宋熾是霍云生跟霍夫人的親生兒子,那么,霍聞安又是怎么回事?
霍聞安提醒葉明羅:“葉明羅,你知道你在說什么嗎?我跟霍云生做過親子鑒定,確認我就是他的孩子。你說宋熾是霍云生跟霍夫人的兒子,那我是誰的孩子?”
“我跟霍云生的親子鑒定報告,又是怎么一回事?”
葉明羅也回答不出來。
“我不知道。”葉明羅感到傷腦筋,“但宋熾的血液,是我親自檢驗的,我確認他就是霍云生跟霍夫人的兒子。”
“為了保險起見,我得重新給你抽一次血,親自為你做一次檢驗。我倒要測一測,你到底是誰的種。”不過,霍聞安跟霍云生長得那么相似,他們一定是一家人。

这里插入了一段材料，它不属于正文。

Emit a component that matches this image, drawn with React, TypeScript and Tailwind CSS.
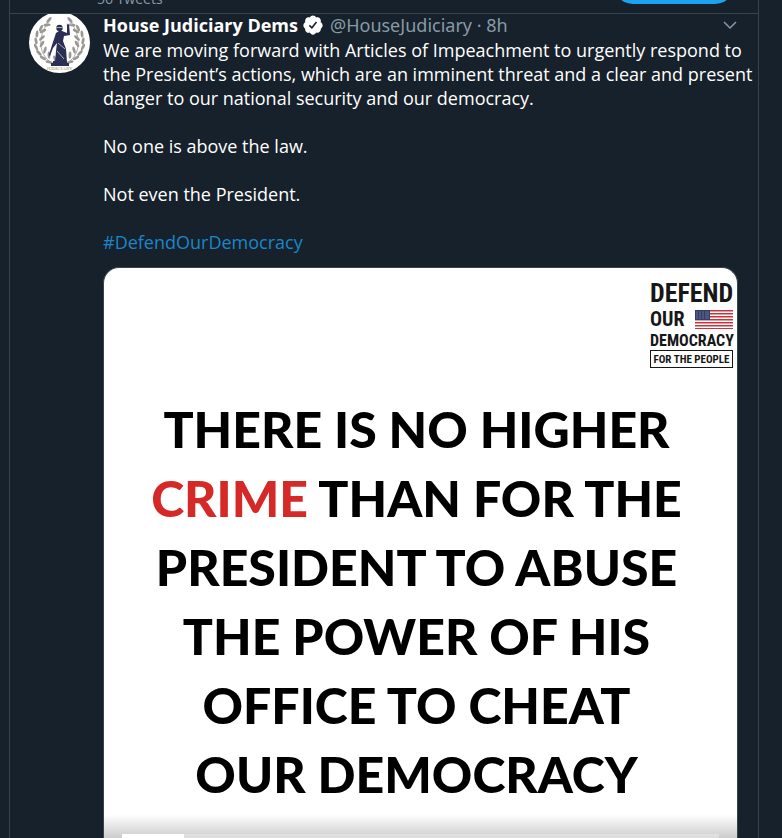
import React from "react";

const leaves = [
  [22, 50, 20], [16, 46, 38], [12, 41, 55], [9, 35, 72], [9, 29, 88], [10, 22, 104], [14, 16, 122],
];

function Laurel() {
  return (
    <g fill="#9a9894">
      <path d="M25 52C10 45 7 26 20 9" fill="none" stroke="#9a9894" strokeWidth="0.800" />
      {leaves.map(([x, y, turn]) => (
        <g key={y}>
          <ellipse cx={x - 2} cy={y} rx="3.600" ry="1.400" transform={`rotate(${turn - 8} ${x - 2} ${y})`} />
          <ellipse cx={x + 4} cy={y - 3} rx="3.600" ry="1.400" transform={`rotate(${turn + 50} ${x + 4} ${y - 3})`} />
        </g>
      ))}
      <ellipse cx="20" cy="8" rx="3.600" ry="1.400" transform="rotate(-50 20 8)" />
    </g>
  );
}

function Avatar() {
  return (
    <svg viewBox="0 0 61 61" className="block h-[61px] w-[61px] rounded-full bg-white" role="img" aria-label="House Judiciary">
      <Laurel />
      <g transform="matrix(-1 0 0 1 61 0)">
        <Laurel />
      </g>
      <g fill="#2b2f54">
        <circle cx="30.500" cy="16" r="3.200" />
        <path d="M27 21l3-2h3l5 2 0-9 2 0 1 11-6 1-1 5 3 8 1 13H26l1-11 1-8-4 5-3 8-1-1 3-10z" />
        <path d="M24 49h14v2h2v3H22v-3h2z" />
      </g>
      <path d="M27.500 15.500h6M37 12h6M29 31l7 6M28 39l7 8" stroke="#c9cad4" strokeWidth="0.800" fill="none" />
      <text x="30.500" y="58" textAnchor="middle" fontSize="5" fill="#9b8e59" fontFamily="Liberation Serif, serif">
        JUDICIARY
      </text>
    </svg>
  );
}

function Verified() {
  return (
    <svg viewBox="0 0 24 24" className="h-[22px] w-[22px] shrink-0" role="img" aria-label="Verified account">
      <path
        fill="#fff"
        d="M22.500 12.500c0-1.580-.875-2.950-2.148-3.600.154-.435.238-.905.238-1.400 0-2.210-1.710-3.998-3.818-3.998-.470 0-.920.084-1.336.250C14.818 2.415 13.510 1.500 12 1.500s-2.816.917-3.437 2.250c-.415-.165-.866-.250-1.336-.250-2.110 0-3.818 1.790-3.818 4 0 .494.083.964.237 1.400-1.272.650-2.147 2.018-2.147 3.600 0 1.495.782 2.798 1.942 3.486-.020.170-.032.340-.032.514 0 2.210 1.708 4 3.818 4 .470 0 .920-.086 1.335-.250.620 1.334 1.926 2.250 3.437 2.250 1.512 0 2.818-.916 3.437-2.250.415.163.865.248 1.336.248 2.110 0 3.818-1.790 3.818-4 0-.174-.012-.344-.033-.513 1.158-.687 1.943-1.990 1.943-3.484z"
      />
      <path d="M8 12.400l2.800 2.700 5-6.400" fill="none" stroke="#17202a" strokeWidth="1.700" />
    </svg>
  );
}

function Flag() {
  return (
    <svg viewBox="0 0 38 19" className="h-[19px] w-[38px]" role="img" aria-label="United States flag">
      <rect width="38" height="19" fill="#fff" />
      {[0, 3, 6, 9, 12, 15, 18].map((y) => (
        <rect key={y} y={y} width="38" height="1.500" fill="#c9343c" />
      ))}
      <rect width="15" height="10" fill="#343d6a" />
      {[2, 4, 6, 8].map((y) =>
        [2, 5, 8, 11, 13].map((x) => <circle key={`${x}-${y}`} cx={x} cy={y} r="0.500" fill="#b9bdcf" />)
      )}
    </svg>
  );
}

function CampaignMark() {
  return (
    <div className="flex w-[83px] flex-col font-['Liberation_Sans_Narrow','Roboto_Condensed','Liberation_Sans',sans-serif] font-bold text-[#171717]">
      <div className="flex h-[28px] items-center text-[26px] leading-none">DEFEND</div>
      <div className="flex h-[24px] items-center justify-between text-[20px] leading-none">
        <span>OUR</span>
        <Flag />
      </div>
      <div className="flex h-[19px] items-center text-[16px] leading-none">DEMOCRACY</div>
      <div className="flex h-[18px] items-center justify-center border border-[#171717] text-[11px] leading-none whitespace-nowrap">
        FOR THE PEOPLE
      </div>
    </div>
  );
}

export default function App() {
  return (
    <div className="h-screen overflow-hidden bg-[#17212b] pr-[23px] pl-[9px] font-['Open_Sans',sans-serif] text-[18px] leading-[24px] text-white">
      <main className="flex h-full flex-col border-x border-[#38444d]">
        <header className="relative z-10 flex h-[14px] shrink-0 items-end justify-between overflow-hidden border-b border-[#38444d] bg-[#17212b] pr-[24px] pl-[87px]">
          <span className="pb-[4px] text-[14px] leading-[20px] text-[#8899a6]">56 Tweets</span>
          <button
            type="button"
            aria-label="Follow"
            className="mb-[9px] h-[38px] w-[120px] shrink-0 rounded-full bg-[#1da1f2]"
          />
        </header>
        <article className="-mt-[2px] flex min-h-0 flex-1 gap-[13px] pr-[20px] pl-[19px]">
          <div className="shrink-0">
            <Avatar />
          </div>
          <div className="flex min-w-0 flex-1 flex-col">
            <div className="flex h-[26px] shrink-0 items-center gap-[6px] whitespace-nowrap">
              <div className="flex items-center gap-[4px]">
                <span className="font-bold">House Judiciary Dems</span>
                <Verified />
              </div>
              <span className="font-['Noto_Sans',sans-serif] text-[#8899a6]">@HouseJudiciary · 8h</span>
              <button type="button" aria-label="More" className="mr-[1px] ml-auto">
                <svg viewBox="0 0 14 9" className="h-[9px] w-[14px]" fill="none" stroke="#8899a6" strokeWidth="1.500">
                  <path d="M1 1l6 6 6-6" />
                </svg>
              </button>
            </div>
            <div className="shrink-0 whitespace-nowrap">
              <p>
                We are moving forward with Articles of Impeachment to urgently respond to
                <br />
                the President’s actions, which are an imminent threat and a clear and present
                <br />
                danger to our national security and our democracy.
              </p>
              <p className="mt-[24px]">No one is above the law.</p>
              <p className="mt-[24px]">Not even the President.</p>
              <p className="mt-[24px]">
                <a href="#DefendOurDemocracy" className="text-[#1b86c9]">
                  #DefendOurDemocracy
                </a>
              </p>
            </div>
            <section className="relative mt-[13px] flex min-h-0 flex-1 flex-col overflow-hidden rounded-t-[16px] border border-b-0 border-[#38444d] bg-white">
              <div className="flex shrink-0 justify-end pt-[11px] pr-[4px]">
                <CampaignMark />
              </div>
              <h1 className="mt-[27px] pr-[8px] text-center font-['Lato',sans-serif] text-[50px] leading-[69px] font-black whitespace-nowrap text-black">
                THERE IS NO HIGHER
                <br />
                <span className="text-[#d42926]">CRIME</span> THAN FOR THE
                <br />
                PRESIDENT TO ABUSE
                <br />
                THE POWER OF HIS
                <br />
                OFFICE TO CHEAT
                <br />
                OUR DEMOCRACY
              </h1>
              <div className="absolute inset-x-0 bottom-0 flex h-[24px] items-end bg-linear-to-b from-transparent to-black/20 px-[18px]">
                <div className="h-[4px] w-full bg-white/30">
                  <div className="h-full w-[62px] bg-white" />
                </div>
              </div>
            </section>
          </div>
        </article>
      </main>
    </div>
  );
}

“我說,阿醉,你該不會是霍云生跟另一個女人的種吧?”葉明羅有些同情霍聞安了。
霍聞安直接掛了葉明羅的電話。
握著手機,霍聞安覺得好笑。
活了他媽28年,他連自己究竟是誰的種都沒弄明白。
如果他不是霍云生跟霍夫人的兒子,那霍欽幽施加在他身上的折磨,又算什么?
因為這個意料之外的電話,兩人都沒了好心情。
“要不,我們先回去吧,等葉明羅那邊出了準確結果,咱們再來看望小奶奶?”徐星光也沒心情去拜訪那位傳說中的公主殿下了。
霍聞安說:“好。”
他這會兒心里的確有些亂。
徐星光推著霍聞安,正要轉身離開,身后忽然響起一道華麗動人的女嗓音:“兩位小朋友,還沒進來呢,怎么又想著回去了?”
霍聞安跟徐星光默默地對望了一眼。
徐星光這才推著霍聞安轉身。
兩人抬頭朝前面那條長滿了粉色薔薇的人行道望去,便看見一名身穿海藍色抹胸長裙女人,手握著一柄長弓站在小道中央。
她膚白勝雪,淺褐色的長卷發一半披著,一半用一枚鉆石發夾束著,幽藍色的雙眸散發著攝人魂魄的美感。
她就是霍滄海的公主殿下安達利爾,一個出身于Y國皇室,從小接受皇室禮儀教育,一舉一動都盡顯風華絕代的美人。
出乎徐星光跟霍聞安意料是,傳說精神混亂的安達利爾,看上去竟像是剛年過三十,風韻十足的年輕女人。她的身上,尋不見神經病人的病態跟癲狂。
她就像是神隱島外的那片幽藍深海。